* _Goal_: All of the lines below are to be printed again exactly; images are excluded from the output.

* _Data excerpt_:

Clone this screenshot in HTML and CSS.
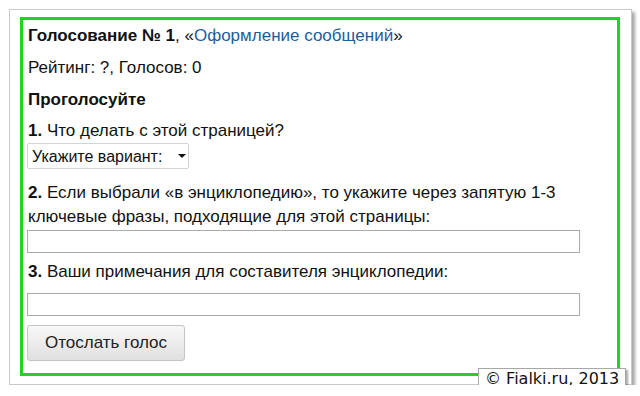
FILE: index.html
```html
<!DOCTYPE html>
<html lang="ru">
<head>
  <meta charset="UTF-8" />
  <title>Голосование</title>
  <link rel="stylesheet" href="styles.css">
</head>
<body>
  <div class="frame">
    <form class="poll">
      <p class="title"><b>Голосование № 1</b>, «<a href="#">Оформление сообщений</a>»</p>
      <p class="line">Рейтинг: ?, Голосов: 0</p>
      <p class="line"><b>Проголосуйте</b></p>

      <p class="q"><b>1.</b> Что делать с этой страницей?</p>
      <span class="pick">
        <select>
          <option>Укажите вариант:</option>
        </select>
      </span>

      <p class="q q2"><b>2.</b> Если выбрали «в энциклопедию», то укажите через запятую 1-3 ключевые фразы, подходящие для этой страницы:</p>
      <input type="text" class="field" />

      <p class="q q3"><b>3.</b> Ваши примечания для составителя энциклопедии:</p>
      <input type="text" class="field" />

      <button type="button" class="send">Отослать голос</button>
    </form>
    <div class="copy">© Fialki.ru, 2013</div>
  </div>
</body>
</html>
```

FILE: styles.css
```css
body {
  margin: 0;
  background: #fff;
  font-family: "Liberation Sans", Arial, sans-serif;
  font-size: 17px;
  color: #111;
}

.frame {
  position: relative;
  margin: 9px 0 0 9px;
  width: 602px;
  height: 362px;
  padding: 7px 9px 5px 10px;
  border: 1px solid #c9c9c9;
  box-shadow: 3px 3px 3px rgba(0, 0, 0, 0.35);
  background: #fff;
}

.poll {
  box-sizing: border-box;
  width: 600px;
  height: 359px;
  border: 3px solid #1fd41f;
  padding: 4px 5px 0 5px;
}

p { margin: 0; line-height: 24px; }
.line { margin-top: 8px; }
.q { margin-top: 7px; }
.q2 { margin-top: 12px; width: 560px; }
.q3 { margin-top: 7px; }

a { color: #1c5d9c; text-decoration: none; }

.pick {
  position: relative;
  display: inline-block;
  margin-left: -1px;
}
.pick select {
  appearance: none;
  -webkit-appearance: none;
  width: 162px;
  height: 26px;
  padding: 0 0 0 4px;
  border: 1px solid #d4d4d4;
  border-radius: 2px;
  background: #fff;
  font-family: inherit;
  font-size: 16px;
  color: #111;
}
.pick::after {
  content: "";
  position: absolute;
  right: 3px;
  top: 11px;
  border-left: 4px solid transparent;
  border-right: 4px solid transparent;
  border-top: 4px solid #111;
}

.field {
  display: block;
  box-sizing: border-box;
  width: 553px;
  height: 23px;
  margin: 1px 0 0 -1px;
  border: 1px solid #aaa;
  background: #fff;
}
.q3 + .field { margin-top: 9px; }

.send {
  display: block;
  margin: 9px 0 0 -1px;
  width: 158px;
  height: 36px;
  border: 1px solid #c4c4c4;
  border-radius: 3px;
  background: linear-gradient(#f8f8f8, #e0e0e0);
  font-family: inherit;
  font-size: 17px;
  color: #222;
}

.copy {
  position: absolute;
  left: 468px;
  top: 358px;
  padding: 1px 6px 0 6px;
  height: 19px;
  border: 1px solid #a8a8a8;
  background: #fff;
  box-shadow: 2px 2px 2px rgba(0, 0, 0, 0.35);
  font-family: "DejaVu Sans", Verdana, sans-serif;
  font-size: 16px;
  line-height: 18px;
  color: #111;
  white-space: nowrap;
}
```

* _Problem solution_:
Clone this screenshot in HTML and CSS.
FILE: index.html
```html
<!DOCTYPE html>
<html lang="ru">
<head>
  <meta charset="UTF-8" />
  <title>Голосование</title>
  <link rel="stylesheet" href="styles.css">
</head>
<body>
  <div class="frame">
    <form class="poll">
      <p class="title"><b>Голосование № 1</b>, «<a href="#">Оформление сообщений</a>»</p>
      <p class="line">Рейтинг: ?, Голосов: 0</p>
      <p class="line"><b>Проголосуйте</b></p>

      <p class="q"><b>1.</b> Что делать с этой страницей?</p>
      <span class="pick">
        <select>
          <option>Укажите вариант:</option>
        </select>
      </span>

      <p class="q q2"><b>2.</b> Если выбрали «в энциклопедию», то укажите через запятую 1-3 ключевые фразы, подходящие для этой страницы:</p>
      <input type="text" class="field" />

      <p class="q q3"><b>3.</b> Ваши примечания для составителя энциклопедии:</p>
      <input type="text" class="field" />

      <button type="button" class="send">Отослать голос</button>
    </form>
    <div class="copy">© Fialki.ru, 2013</div>
  </div>
</body>
</html>
```

FILE: styles.css
```css
body {
  margin: 0;
  background: #fff;
  font-family: "Liberation Sans", Arial, sans-serif;
  font-size: 17px;
  color: #111;
}

.frame {
  position: relative;
  margin: 9px 0 0 9px;
  width: 602px;
  height: 362px;
  padding: 7px 9px 5px 10px;
  border: 1px solid #c9c9c9;
  box-shadow: 3px 3px 3px rgba(0, 0, 0, 0.35);
  background: #fff;
}

.poll {
  box-sizing: border-box;
  width: 600px;
  height: 359px;
  border: 3px solid #1fd41f;
  padding: 4px 5px 0 5px;
}

p { margin: 0; line-height: 24px; }
.line { margin-top: 8px; }
.q { margin-top: 7px; }
.q2 { margin-top: 12px; width: 560px; }
.q3 { margin-top: 7px; }

a { color: #1c5d9c; text-decoration: none; }

.pick {
  position: relative;
  display: inline-block;
  margin-left: -1px;
}
.pick select {
  appearance: none;
  -webkit-appearance: none;
  width: 162px;
  height: 26px;
  padding: 0 0 0 4px;
  border: 1px solid #d4d4d4;
  border-radius: 2px;
  background: #fff;
  font-family: inherit;
  font-size: 16px;
  color: #111;
}
.pick::after {
  content: "";
  position: absolute;
  right: 3px;
  top: 11px;
  border-left: 4px solid transparent;
  border-right: 4px solid transparent;
  border-top: 4px solid #111;
}

.field {
  display: block;
  box-sizing: border-box;
  width: 553px;
  height: 23px;
  margin: 1px 0 0 -1px;
  border: 1px solid #aaa;
  background: #fff;
}
.q3 + .field { margin-top: 9px; }

.send {
  display: block;
  margin: 9px 0 0 -1px;
  width: 158px;
  height: 36px;
  border: 1px solid #c4c4c4;
  border-radius: 3px;
  background: linear-gradient(#f8f8f8, #e0e0e0);
  font-family: inherit;
  font-size: 17px;
  color: #222;
}

.copy {
  position: absolute;
  left: 468px;
  top: 358px;
  padding: 1px 6px 0 6px;
  height: 19px;
  border: 1px solid #a8a8a8;
  background: #fff;
  box-shadow: 2px 2px 2px rgba(0, 0, 0, 0.35);
  font-family: "DejaVu Sans", Verdana, sans-serif;
  font-size: 16px;
  line-height: 18px;
  color: #111;
  white-space: nowrap;
}
```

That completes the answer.